From the Pastor Knowing Your Purpose

Knowing Your Purpose

However, I consider my life worth nothing to me, if only I may finish the race and complete the task the Lord Jesus has given me—the task of testifying to the gospel of God’s grace. -Acts 20:24

One of the inspiring marks of the apostle Paul’s life was that he knew his purpose. He was utterly controlled by the Good News of the Gospel—believing, loving, preaching, and defending it, often at the risk of his life.

In this passage, Paul is speaking to church leaders of his journey to Jerusalem, where trouble and suffering awaited him, as it did for his Lord. He saw his life in some way fulfilling or completing the sufferings of Christ, almost as a quota to be filled by those who follow Jesus in this world.

But he was never derailed by whatever troubles he encountered along the way. Resistance and opposition were not unusual and unexpected. Instead, these trials confirmed that he was on the right track.

God called the apostle to speak the truth about the realities of a believer’s life and Jesus’ life, death, and resurrection. And Paul found that there was plenty of trouble whenever he declared the Good News. It’s no different today. If it doesn’t quite seem that way for most of us, maybe it’s because we’re too quiet about our faith.

For Paul, the Gospel was vital, powerful, and urgent. Nothing else mattered as much as preaching and living God’s word—not even his life. Paul did not have some odd, religious death wish, nor did he long to be a martyr to gain extra points in God’s eyes.

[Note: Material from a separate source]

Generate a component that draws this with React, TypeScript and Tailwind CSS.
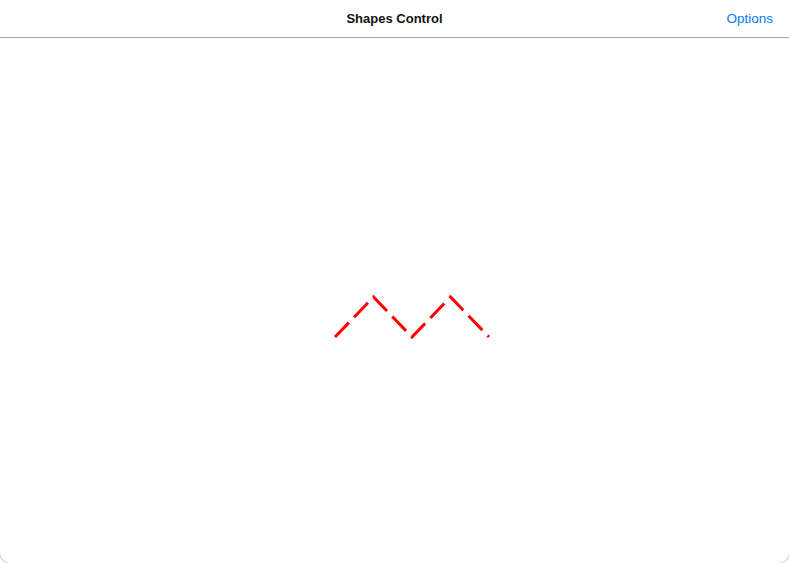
import React from "react";

export default function App() {
  return (
    <div className="w-[789px] h-[563px] overflow-hidden bg-white" style={{ fontFamily: '"Liberation Sans", Arial, sans-serif' }}>
      <div className="-ml-px w-[791px] h-[564px] flex flex-col border border-t-0 border-[#cfcfcf] rounded-b-[12px] bg-white overflow-hidden">
        <div className="relative h-[38px] shrink-0 flex items-center justify-center border-b border-[#a8a8a8] bg-white">
          <span className="text-[13px] font-bold text-[#111] leading-none">Shapes Control</span>
          <span className="absolute right-[16px] top-1/2 -translate-y-1/2 text-[13.5px] text-[#0a7aff] leading-none">Options</span>
        </div>
        <div className="flex-1 relative">
          <svg width="789" height="525" viewBox="0 0 789 525" className="block ml-px">
            <polyline
              points="334,299 372.5,259 411,299 449.5,259 488,299"
              fill="none"
              stroke="#ff0000"
              strokeWidth="3"
              strokeDasharray="20 7.5"
              strokeLinecap="butt"
              strokeLinejoin="miter"
            />
          </svg>
        </div>
      </div>
    </div>
  );
}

Instead, he found so much hope in the Gospel that even his life didn’t matter in comparison.

If we would gain the apostle’s vision and see earthly life so overwhelmingly saturated with divine purpose, then the troubles and difficulties, even the great suffering we face, would seem minuscule in comparison.

So, rather than praying for less trouble and fewer trials, let’s find or increase the purpose to which God calls us. Putting Jesus and his kingdom at the center of everything we say and do helps us experience the power of his Holy Spirit and grants us the joy, strength, and courage we need.

“If you always do what you’ve always done, you’ll always get what you’ve always got.” Henry Ford’s words are a powerful reminder of why we stagnate and see no growth in our spiritual lives. When contentment, routine, and lack of vision smother us, we lose the powerful impact of the Holy Spirit in our lives. Taking risks in Jesus’ name and jumping into the turbulent, risky waters of Holy Spirit-led faith grows our faith and trust in a God who delivers and saves.

What, then, is holding us back?

Questions to consider:
What risk have you taken to grow your faith? Sometimes, when we step out in faith, we won’t know how it will turn out. The guarantee is that God can turn our mistakes around, too.
How has your faith life grown in the last year? What caused it to grow?

May God bless you and yours as you abide in his word and purpose.